Debout, la main gauche prenant appui sur une chaise, il débute son exposé en clamant haut et fort dans un ton à la limite menaçant: « je refuse de devenir un dictateur ! ». Lui, dans sa posture de chef de la nation démontre ensuite pourquoi il doit être maintenu à son poste. Cela ne sert à rien d’invoquer les vocables d’alternance, de démocratie et de constitution. Pour le conférencier, il s’agit de vains mots, vides de signification et pas adaptés à notre contexte.
« Nous sommes des bantous. Chez les bantous, le chef est un messie éternel… Il n’y a pas d’ancien chef », affirme –t-il pour justifier les raisons de son maintien au pouvoir. Lui, le « guide du peuple », a une explication pour justifier l’usage des canons contre les civiles lors des manifestations. Cela n’avait rien de bien méchant. « C’était pour vous éprouver ». Ayant pris place sur la chaise, notre interlocuteur qui parle tout seul et n’accepte aucune question, tient aussi à donner une explication sur les contestations qui surviennent à l’issue de la programmation des résultats des élections. « Vous avez le droit de vote et nous le devoir de publier les résultats en corrigeant vos erreurs ».
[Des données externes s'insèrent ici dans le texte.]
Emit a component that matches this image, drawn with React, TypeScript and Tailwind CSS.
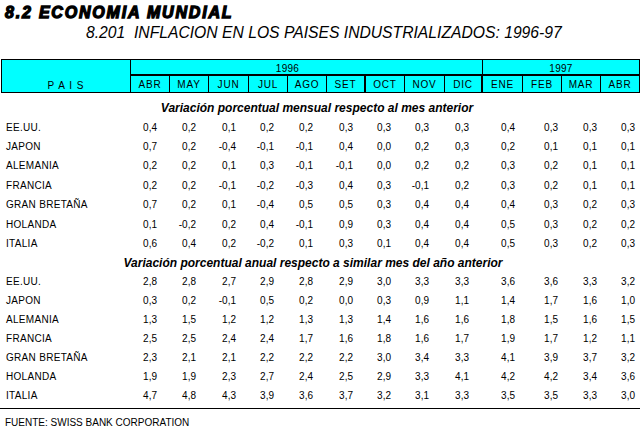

La constitution ? Pourquoi elle a été modifiée ? C’est justement pour que vous ayez toujours la chance de l’avoir comme guide et parent. Et d’ailleurs change –t-on un parent, demande –t-il. Et pour tous ces détournements de fonds dont il est accusé alors, le conférencier, dans son droit de réponse, reconnait avoir pris de l’argent dans les caisses quelques fois, mais c’était pour de bonnes raisons car vous le savez vous-mêmes, «être à la tête de l’Etat est un état d’être qu’il faut entretenir».
Wakeu Fogaing dans la peau d’un dictateur
Attention ! Ne vous faites pas d’illusion, ces paroles et tous ces arguments qui vous arrachent le fou rire ou vous irritent ne sont pas tirés d’un véritable point de presse d’un chef de la nation. Non. Nous sommes dans une pièce théâtrale de Wakeu Fogaing baptisée « Point de presse » à l’espace culturel Tengang à Bafoussam. Le directeur de la compagnie Feugham qui la présente pour la deuxième fois veut relever les non-dits des discours politiques. Il ne s’est pas mis dans la posture de ces autres comédiens engagés qui s’attaquent avec virulence aux dictateurs.
Wakeu Fogaing, pour mieux faire passer son message, est entré dans la peau du dictateur, pendant 20 minutes. « Dans la parole du dictateur, il y a énormément de pièges qui peuvent nous faire applaudir », prévient « Monsieur N’importe qui ». Du nom de baptême de ce personnage qui lui colle à la peau depuis 1999. Wakeu Fogaing est plongé dans l’univers du théâtre depuis 1984. Il a créé la compagnie Feugham le 3 novembre 1993. Wakeu Fogaing est décédé lundi 22 mars 2021.